Steering/Handling: 6.7/10 — Hugely improved steering and well-sorted suspension. Mimics a full-size luxury sedan but a far cry from being sporty. Adequate for daily motoring.

Audio/Accessories: 9.3/10
Easy to use navigation, a large 8” display, responsive menus, and a brilliantly designed XM tuner. Sound quality is satisfying for an OEM sound system but falls short of excellent. In the Platinum edition, the Escalade enjoys more options than the Navigator Ultimate including LED headlights.

Interior: 7.9/10
A good effort. Panels are tightly fitted and well-assembled but some surfaces lack a luxury feel. Lots of unexpected details like additional stitching on the leather-wrapped column shifter, a Cadillac script logo embedded in the aluminum trim, and additional wood on the center arm rest. The climate controls are a bit low on the center stack and the third row is still the same idiotic design as before, requiring total removal to gain full cargo space.

Comfort: 10/10
Seats are wide and supportive and controls are intelligently laid out. Side bolstering is woefully inadequate, but you shouldn’t be cornering in a three-ton SUV in such a way that any side bolstering is necessary.

Styling: 8.8/10
Lacks the boldness of the previous generation but advances in leaps and bounds in terms of refinement and attention to detail. The vents on the fenders are a bit tacky as are the GM badges on the front doors. Still, everything about it says “Get the hell out of my way, I drive a Cadillac,” and that’s a good thing.

Quality/Reliability: 6.7/10
There have been reports of transmission and wind noise issues. At least it’s not a Land Rover, I guess.

Overall: 7.9/10
It will depreciate rapidly, guzzle gas, go out of style, and offend a few. But who cares? If you make a comfortable living and you want to feel like Lebron James on your commute, then buy one. However, I question the wisdom of the middle class purchasing them used.

Specifications:
Vortec 6200 V8
6.2L 16-valve aluminum OHV
Variable valve timing
Power: 403 bhp @ 5700 rpm
Torque: 417 lb-ft @ 4300 rpm

6L80E 6-speed automatic

0-60 mph: 6.5 sec
Quarter mile: 15.3 sec @ 94 mph
Braking, 70-0 mph: 200 ft

Wheelbase: 116.0 in Length: 202.5 in Width: 79.0 in Height: 74.3 in
Curb Weight: 5676 lbs

Fuel Economy:
12 city / 19 highway (2WD)
12 city / 18 highway (AWD)

Update, 7/23/2011:

I met up with two friends in Wichita, Kansas and traveled in the Escalade to San Antonio, Texas, about 630 miles one way. Sprawled across the second row, I indulged in living room-like space and comfort and was even able to lay across and take a nap.
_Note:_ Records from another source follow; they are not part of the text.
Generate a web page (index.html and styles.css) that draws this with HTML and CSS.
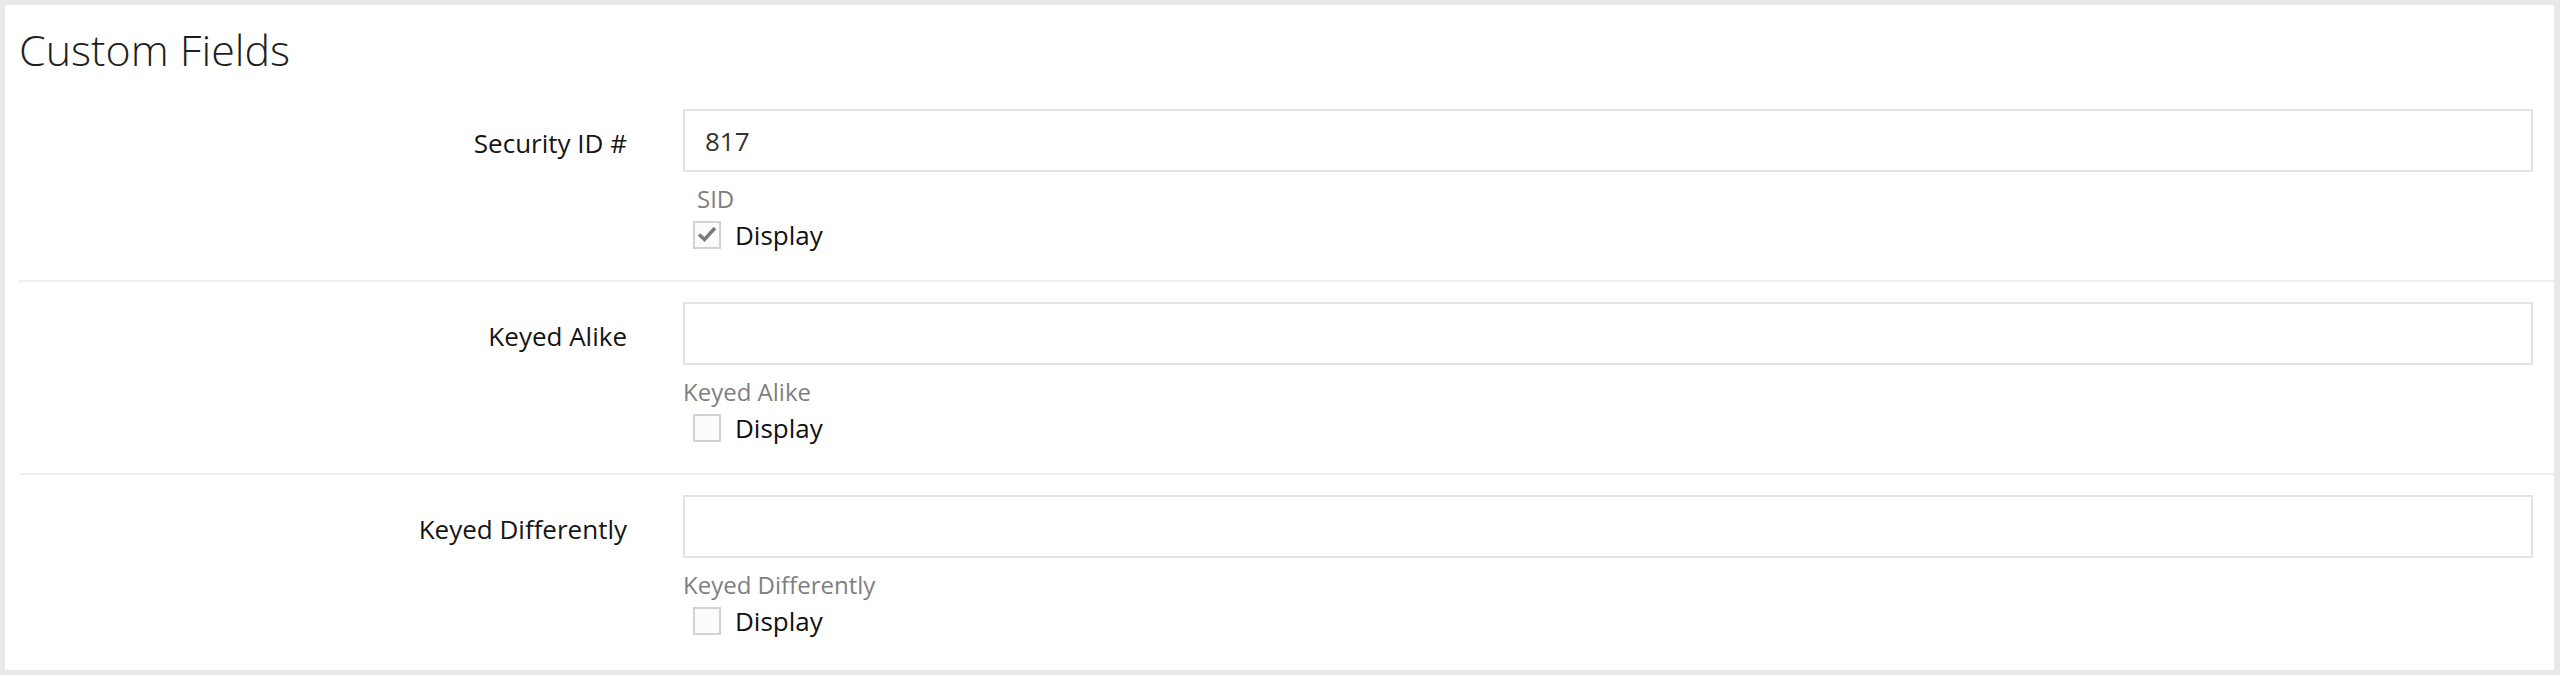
FILE: index.html
```html
<!DOCTYPE html>
<html lang="en">
<head>
<meta charset="UTF-8" />
<meta name="viewport" content="width=device-width, initial-scale=1" />
<title>Custom Fields</title>
<link rel="stylesheet" href="styles.css">
</head>
<body>

<div class="panel">
  <h2>Custom Fields</h2>

  <!-- Security ID -->
  <div class="field-row">
    <label class="field-label" for="cf-sid">Security ID #</label>
    <div class="field-body">
      <input type="text" id="cf-sid" class="field-input" value="817" />
      <div class="help help-indent">SID</div>
      <div class="check-line">
        <span class="box checked">
          <svg viewBox="0 0 24 24" width="24" height="24"><path d="M4 11.5 L9.5 16.5 L20 5" fill="none" stroke="#7b7b7b" stroke-width="3.5"/></svg>
        </span>
        <span class="check-text">Display</span>
      </div>
    </div>
  </div>

  <!-- Keyed Alike -->
  <div class="field-row">
    <label class="field-label" for="cf-ka">Keyed Alike</label>
    <div class="field-body">
      <input type="text" id="cf-ka" class="field-input" value="" />
      <div class="help">Keyed Alike</div>
      <div class="check-line">
        <span class="box"></span>
        <span class="check-text">Display</span>
      </div>
    </div>
  </div>

  <!-- Keyed Differently -->
  <div class="field-row last">
    <label class="field-label" for="cf-kd">Keyed Differently</label>
    <div class="field-body">
      <input type="text" id="cf-kd" class="field-input" value="" />
      <div class="help">Keyed Differently</div>
      <div class="check-line">
        <span class="box"></span>
        <span class="check-text">Display</span>
      </div>
    </div>
  </div>

</div>

</body>
</html>
```

FILE: styles.css
```css
body {
  margin: 0;
  padding: 5px 6px 5px 5px;
  background: #e8e8e8;
  font-family: "Open Sans", Arial, sans-serif;
  height: 100vh;
  box-sizing: border-box;
}
.panel {
  background: white;
  height: 100%;
  padding: 16px 0 0 14px;
  box-sizing: border-box;
}
h2 {
  margin: 0 0 11px;
  font-size: 43px;
  font-weight: 300;
  line-height: 57px;
  color: #1e1e1e;
}
.field-row {
  display: grid;
  grid-template-columns: 664px 1fr;
  padding: 20px 21px 27px 0;
  border-bottom: 2px solid #efefef;
}
.field-row.last {
  border-bottom: none;
}
.field-label {
  text-align: right;
  padding: 3px 56px 0 0;
  font-size: 26px;
  line-height: 63px;
  color: #151515;
}
.field-input {
  display: block;
  width: 100%;
  height: 63px;
  box-sizing: border-box;
  border: 2px solid #e4e4e4;
  padding: 0 20px;
  font-family: "Open Sans", Arial, sans-serif;
  font-size: 26px;
  color: #333;
  outline: none;
}
.help {
  margin-top: 10px;
  font-size: 24px;
  line-height: 33px;
  color: #7f7f7f;
}
.help-indent {
  padding-left: 14px;
}
.check-line {
  display: flex;
  align-items: center;
  margin-top: 2px;
  padding-left: 10px;
  height: 36px;
}
.box {
  width: 28px;
  height: 28px;
  box-sizing: border-box;
  border: 2px solid #d2d2d2;
  background: #fbfbfb;
  display: flex;
}
.check-text {
  margin-left: 14px;
  font-size: 26px;
  color: #111;
}
```
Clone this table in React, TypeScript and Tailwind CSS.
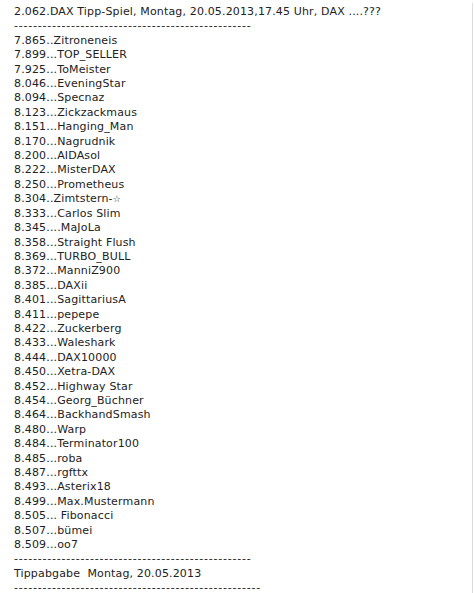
// @ts-nocheck
import React from "react";

const tipps = [
  "7.865..Zitroneneis",
  "7.899...TOP_SELLER",
  "7.925...ToMeister",
  "8.046...EveningStar",
  "8.094...Specnaz",
  "8.123...Zickzackmaus",
  "8.151...Hanging_Man",
  "8.170...Nagrudnik",
  "8.200...AIDAsol",
  "8.222...MisterDAX",
  "8.250...Prometheus",
  "8.304..Zimtstern-",
  "8.333...Carlos Slim",
  "8.345....MaJoLa",
  "8.358...Straight Flush",
  "8.369...TURBO_BULL",
  "8.372...ManniZ900",
  "8.385...DAXii",
  "8.401...SagittariusA",
  "8.411...pepepe",
  "8.422...Zuckerberg",
  "8.433...Waleshark",
  "8.444...DAX10000",
  "8.450...Xetra-DAX",
  "8.452...Highway Star",
  "8.454...Georg_Büchner",
  "8.464...BackhandSmash",
  "8.480...Warp",
  "8.484...Terminator100",
  "8.485...roba",
  "8.487...rgfttx",
  "8.493...Asterix18",
  "8.499...Max.Mustermann",
  "8.505... Fibonacci",
  "8.507...bümei",
  "8.509...oo7",
];

const Dashes = ({ n }) => (
  <div className="tracking-[0.78px]">{"-".repeat(n)}</div>
);

export default function App() {
  return (
    <div className="bg-white w-[474px] h-[593px] overflow-hidden">
      <div className="w-[473px] h-[590px] mt-[3px] border-r border-[#dcdcdc]">
        <div className="pl-[14px] pt-[2px] text-[11px] leading-[14.4px] tracking-[0.15px] text-[#222] whitespace-pre" style={{ fontFamily: "Verdana, 'DejaVu Sans', sans-serif" }}>
          <div>2.062.DAX Tipp-Spiel, Montag, 20.05.2013,17.45 Uhr, DAX ....???</div>
          <Dashes n={50} />
          {tipps.map((t, i) => (
            <div key={i}>
              {t}
              {i === 11 && <span className="text-[9px]">☆</span>}
            </div>
          ))}
          <Dashes n={50} />
          <div>Tippabgabe  Montag, 20.05.2013</div>
          <Dashes n={52} />
        </div>
      </div>
    </div>
  );
}
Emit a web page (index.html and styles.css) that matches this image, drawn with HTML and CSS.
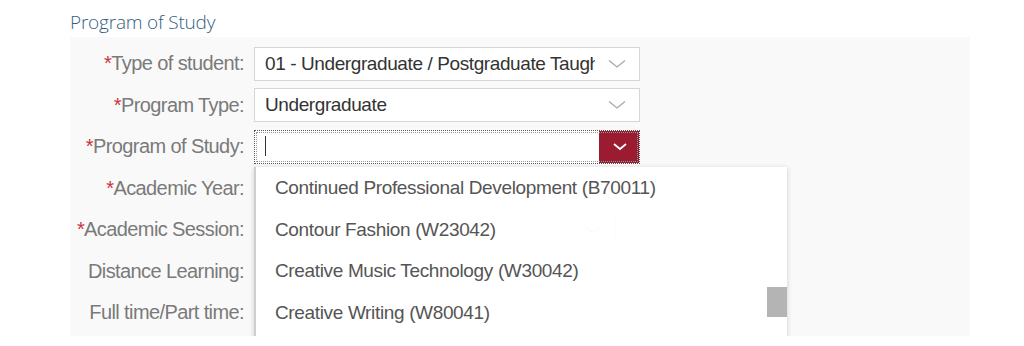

Rear seat passengers are treated to a full suite of audio and climate controls along with two headphone jacks with separate volume knobs. The rear seat passenger cannot tune XM stations independently from the front because of only one satellite tuner available on board, but AM and FM reception are stellar with clear static-free audio over long distances. Vents in the ceiling, a broad selection of rear climate controls, and a powerful blower motor provide back seat passengers with exceptional comfort.

Unfortunately, I have one gripe, and that’s wind noise. There are several theories behind the cause including door alignment, glass alignment, and rubber seals. 2007 models appear to be the primary vehicles affected. One theory is that because of a robot failure, UAW workers were used to install glass which resulted in inconsistencies. Some say its a design and engineering flaw, and a few customers have had their vehicles replaced by GM under their state’s vehicle lemon laws.

Whatever it is, going down the road at 80 MPH gives the impression that a door isn’t closed all the way or a window is cracked open. It isn’t nearly as loud as my aging Saab convertible (which is reasonably quiet for a 21 year-old ragtop) but in a cavernous SUV that’s free of road and engine noise, the howl of the wind becomes annoyingly apparent.

My advice is to test drive the truck at Texas highway speeds with the radio off and a piece of duct tape over the salesman’s mouth before making a purchase.